UCA News

Kashmir limps back to normalcy after 75 days of curfew

Communications gag affected all spheres of lives in the Muslim-majority area, local people say
Kashmir limps back to normalcy after 75 days of curfew

Fruit sellers busy packing apples at a wholesale market in Kashmir's Baramulla area on Oct. 18, four days after the government lifted a block on using cellphones.  (IANS photo)

Published: October 25, 2019 03:18 AM GMT
Updated: October 25, 2019 03:19 AM GMT

When after 75 days of absolute silence, the cellphone of Javaid Ali Sofi rang in the closet of his room, he searched for the source of that unusual song. He had forgotten its ringtone.

From Aug. 5 to Oct. 14, cellphone services in the violence-marred Kashmir Valley, India's northernmost Muslim-majority region, remained blocked.

The gag was part of a curfew that the federal government imposed after it amended laws to take away Kashmir's autonomy and statehood on Aug. 5.

The federal government, led by the pro-Hindu Bharatiya Janata Party (BJP) of Prime Minister Narendra Modi, sealed roads, deployed troops on Kashmir's streets and cut landlines and the internet.

Police also detained more than 4,000 people, including politicians of opposition groups and human rights activists, to check any protest against the amendments.

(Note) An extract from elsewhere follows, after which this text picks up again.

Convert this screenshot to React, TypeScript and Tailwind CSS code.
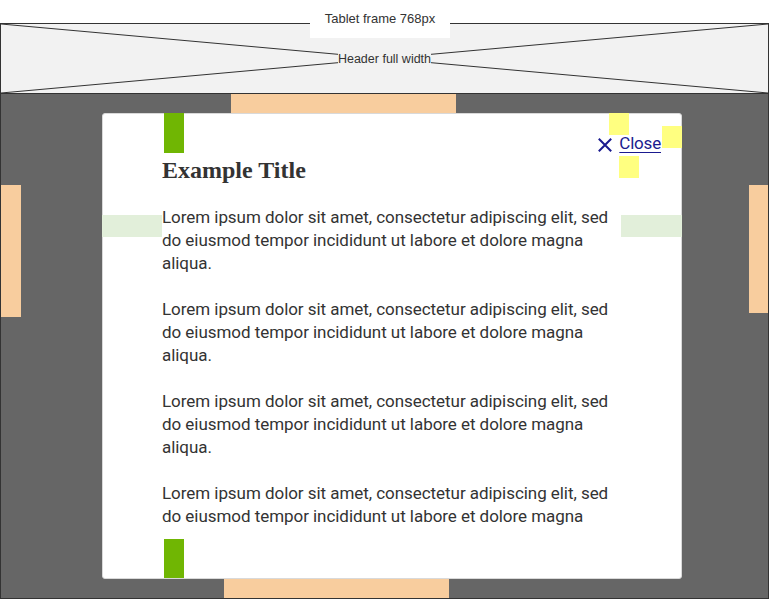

The government gradually eased the curfew by opening up roads, schools and landline phones. Finally, on Oct. 14, cellphones began to work, but internet services remain suspended.

Government spokesman Rohit Kansal told media that the decision to restore cellphone services would benefit all sections of society, including students, traders,  teachers and office workers.

"But the damage has already been done. The 75 days of curfew have thrown businesses and lives out of gear. The government action is unpardonable," said Javaid Ali, a student pursuing graduation in sciences from a Srinagar college.

Ali, 22, lives in southern Kashmir's Pulwama area, a hotbed of militants continuing an armed struggle to end Indian rule in the region. They want to make it a free Islamic region or part of neighboring Pakistan, an Islamic nation.

Ali said the communications breakdown made the Kashmiri people feel "caged, choked and suffocated."

When a distant relative died during the period, his family had to cover several kilometers by foot to inform their relatives before burial.

Harvest season ruined

The government measures also destroyed farming and trade, said Ghulam Nabi Dar, an apple farmer from northern Kashmir's Sopore area.

He said September was the harvest season but farmers delayed harvesting because the blackout didn't allow them to communicate with traders, exporters and outside markets. "But that meant unbelievable loss," he said.

"Apple is a very delicate fruit. It turns rotten in no time. I saw all my orchard turning into a dumping site of rotten fruit this year," Dar told ucanews. "Even though the curbs have been lifted, the damage is done and cannot be mitigated." 

Three months ago, Atif Salam Lone opened a shop selling cellphones and other electronic gadgets on a bank loan of some US$7,000.  The curfew soon followed and he was forced to keep it shut except for a few days.

However, he has to pay monthly installments on the loan to the bank. "You wouldn't believe it. I don't even have money to buy a cigarette. I wonder what crime the Kashmiris had done to go through such hardships," said Lone.

Imtiaz Hassan,  a consultant for overseas jobs, said several of his clients lost job visas because they failed to communicate in time.

Yasir Ahmad, a researcher from the University of Kashmir, said he lost his post-doctoral fellowship.

"I couldn't apply for grants as there was no internet. I couldn't even tell my friends living outside Kashmir to apply on my behalf because the telephone service was snapped too," he said.

International grants are usually available in August and September for researchers but he and several other scholars missed the opportunity,  Ahmad said.

The trouble in Kashmir is linked with the partition of British India in 1947 when an independent India was formed by amalgamating Hindu-majority areas and Pakistan was created to accommodate Muslim-majority areas.

Since partition, Pakistan has claimed Kashmir entirely, citing its Muslim majority. But India claimed it in full based on an agreement signed by its then Hindu ruler Hari Singh to join India.

As part of the deal of joining India, Kashmir was given certain concessions and autonomy. The BJP removed the autonomy and made it two separate regions under federal rule.   

The India-Pakistan dispute over Kashmir has resulted in three major wars and continuing border tensions between the archrivals, who now each control portions of Kashmir.

The armed rebellion and India's efforts to end it have claimed at least 100,000 lives, including those of civilians, militants and members of the security forces.